When using video for sales prospecting, focus on introducing yourself and educating the prospect; you can even point them to a helpful resource. Your video doesn't have to be fancy, a regular point and shoot camera or your phone can allow you to shoot a quick introduction of yourself and a well thought-out elevator speech.
In your video, address your prospect by name, tell them a specific day and time you will call to set an appointment. You can also email the prospect the video as a private YouTube file, which allows you to track when the video gets viewed as well.
5) Spice up your emails
It's true that our prospects receive way too many emails daily and often delete them without reading, but by using the right subject lines we can grab their attention.

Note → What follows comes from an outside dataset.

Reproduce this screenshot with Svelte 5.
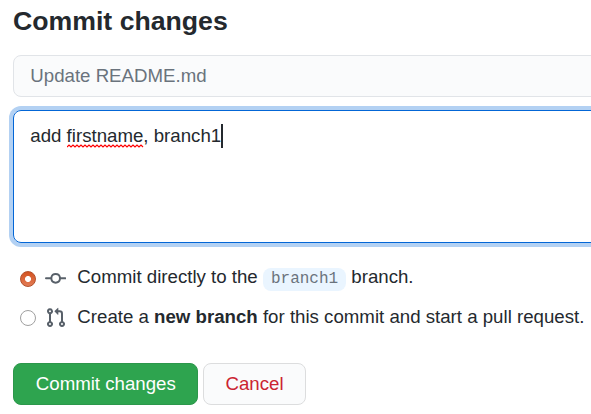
<script>
  let message = $state('direct');
</script>

<main>
  <h3>Commit changes</h3>
  <div class="field summary">Update README.md</div>
  <div class="field description">
    <span class="line">add <span class="misspelled">firstname<svg class="wave" width="77" height="4" viewBox="0 0 77 4"><path d="M0 3 {Array.from({ length: 19 }, (_, i) => `L${i * 4 + 2} 1 L${i * 4 + 4} 3`).join(' ')}" /></svg></span>, branch1<i class="caret"></i></span>
  </div>
  <div class="choices">
    <label>
      <input type="radio" name="target" value="direct" bind:group={message} />
      <svg class="icon" viewBox="0 0 16 16"><path fill-rule="evenodd" d="M10.5 7.75a2.5 2.5 0 11-5 0 2.5 2.5 0 015 0zm1.43.75a4.002 4.002 0 01-7.86 0H.75a.75.75 0 110-1.5h3.32a4.001 4.001 0 017.86 0h3.32a.75.75 0 110 1.5h-3.32z" /></svg>
      <span>Commit directly to the <code>branch1</code> branch.</span>
    </label>
    <label class="alternate">
      <input type="radio" name="target" value="new" bind:group={message} />
      <svg class="icon" viewBox="0 0 16 16"><path fill-rule="evenodd" d="M7.177 3.073L9.573.677A.25.25 0 0110 .854v4.792a.25.25 0 01-.427.177L7.177 3.427a.25.25 0 010-.354zM3.75 2.5a.75.75 0 100 1.5.75.75 0 000-1.5zm-2.25.75a2.25 2.25 0 113 2.122v5.256a2.251 2.251 0 11-1.5 0V5.372A2.25 2.25 0 011.5 3.25zM11 2.5h-1V4h1a1 1 0 011 1v5.628a2.251 2.251 0 101.5 0V5A2.5 2.5 0 0011 2.5zm1 10.25a.75.75 0 111.5 0 .75.75 0 01-1.5 0zM3.75 12a.75.75 0 100 1.5.75.75 0 000-1.5z" /></svg>
      <span>Create a <b>new branch</b> for this commit and start a pull request.</span>
    </label>
  </div>
  <div class="actions">
    <button class="primary">Commit changes</button>
    <button class="cancel">Cancel</button>
  </div>
</main>

<style>
  :global(body) {
    background: #fff;
    overflow: hidden;
  }
  main {
    box-sizing: border-box;
    width: 591px;
    height: 414px;
    padding: 1px 0 0 13px;
    overflow: hidden;
    font: 18.667px/28px 'Liberation Sans', Arial, sans-serif;
    color: #24292e;
    white-space: nowrap;
  }
  h3 {
    margin: 0 0 14px;
    font-size: 26.667px;
    line-height: 40px;
    font-weight: 700;
  }
  .field {
    box-sizing: border-box;
    width: 620px;
    border: 1px solid #e1e4e8;
    border-radius: 8px;
    padding: 0 17px;
  }
  .summary {
    height: 42px;
    line-height: 40px;
    padding-left: 16.3px;
    background: #fafbfc;
    color: #6a737d;
  }
  .description {
    height: 133px;
    margin-top: 13px;
    padding: 11px 16.3px;
    border-color: #0366d6;
    box-shadow: 0 0 0 4px #b3d1f3;
  }
  .line,
  .misspelled {
    position: relative;
  }
  .wave {
    position: absolute;
    left: 0;
    bottom: -2px;
    fill: none;
    stroke: #f00;
    stroke-width: 1.2;
  }
  .caret {
    position: absolute;
    right: -2px;
    top: -1px;
    width: 2px;
    height: 24px;
    background: #24292e;
  }
  .choices {
    display: flex;
    flex-direction: column;
    gap: 12px;
    padding: 20px 0 0 7px;
  }
  label {
    display: flex;
    height: 28px;
  }
  input {
    appearance: none;
    box-sizing: border-box;
    flex: none;
    width: 16px;
    height: 16px;
    margin: 8px 9px 0 0;
    border: 1px solid #a0a0a0;
    border-radius: 50%;
    background: #fff;
  }
  input:checked {
    border-color: #b3502b;
    background: radial-gradient(circle, #fff 0 2.6px, transparent 3.4px), linear-gradient(#d4521f, #e27c56);
  }
  .icon {
    flex: none;
    width: 21.333px;
    height: 21.333px;
    margin: 5px 11px 0 0;
    fill: #586069;
  }
  .alternate input {
    margin-top: 7px;
  }
  .alternate .icon {
    margin-top: 4px;
  }
  code {
    display: inline-block;
    padding: 0 8px;
    border-radius: 8px;
    background: #eaf5ff;
    font: 16px/23px 'Liberation Mono', monospace;
    color: #6a737d;
  }
  .actions {
    display: flex;
    gap: 5px;
    margin-top: 32px;
  }
  button {
    box-sizing: border-box;
    height: 42px;
    padding: 0;
    border: 1px solid #2c974b;
    border-radius: 8px;
    font: 18.667px/40px 'Liberation Sans', Arial, sans-serif;
  }
  .primary {
    width: 185px;
    padding-left: 0.6px;
    background: #2ea44f;
    color: #fff;
  }
  .cancel {
    width: 103px;
    border-color: #dcddde;
    background: #fafbfc;
    color: #cb2431;
  }
</style>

Simply writing a blurb of the email itself isn't a good idea, however.
To find the best email subject lines, put yourself in the prospect's shoes. What would make you open an email even if you don't recognise the sender's address? Pique their curiosity, with original, creative, interest-provoking, and informative subject lines. Most marketing people use the term click-bait for this, you are trying to bait your prospect into clicking and opening the email. It works on you, doesn't it? It will work on your prospects too!
If finding prospects in this manner fails, it's time to hit the pavement. Walking in for a face to face still works; plus face-to-face prospecting allows sales agents to showcase their personality. If you don't want to visit the company's premises, how about local golf courses, tennis clubs, or reading clubs?
These tips only scratch the tip of the iceberg when it comes to creative prospecting methods. Those with large budgets can plan mini-conference events for CEOs, plan to take the prospect out for dinner, or even send them quirky promotional gifts.
Coming up with more creative ways to prospect will help you differentiate yourself from other salespeople. Remember, the point of prospecting is to build relationships and be available when those contacts need your product or service.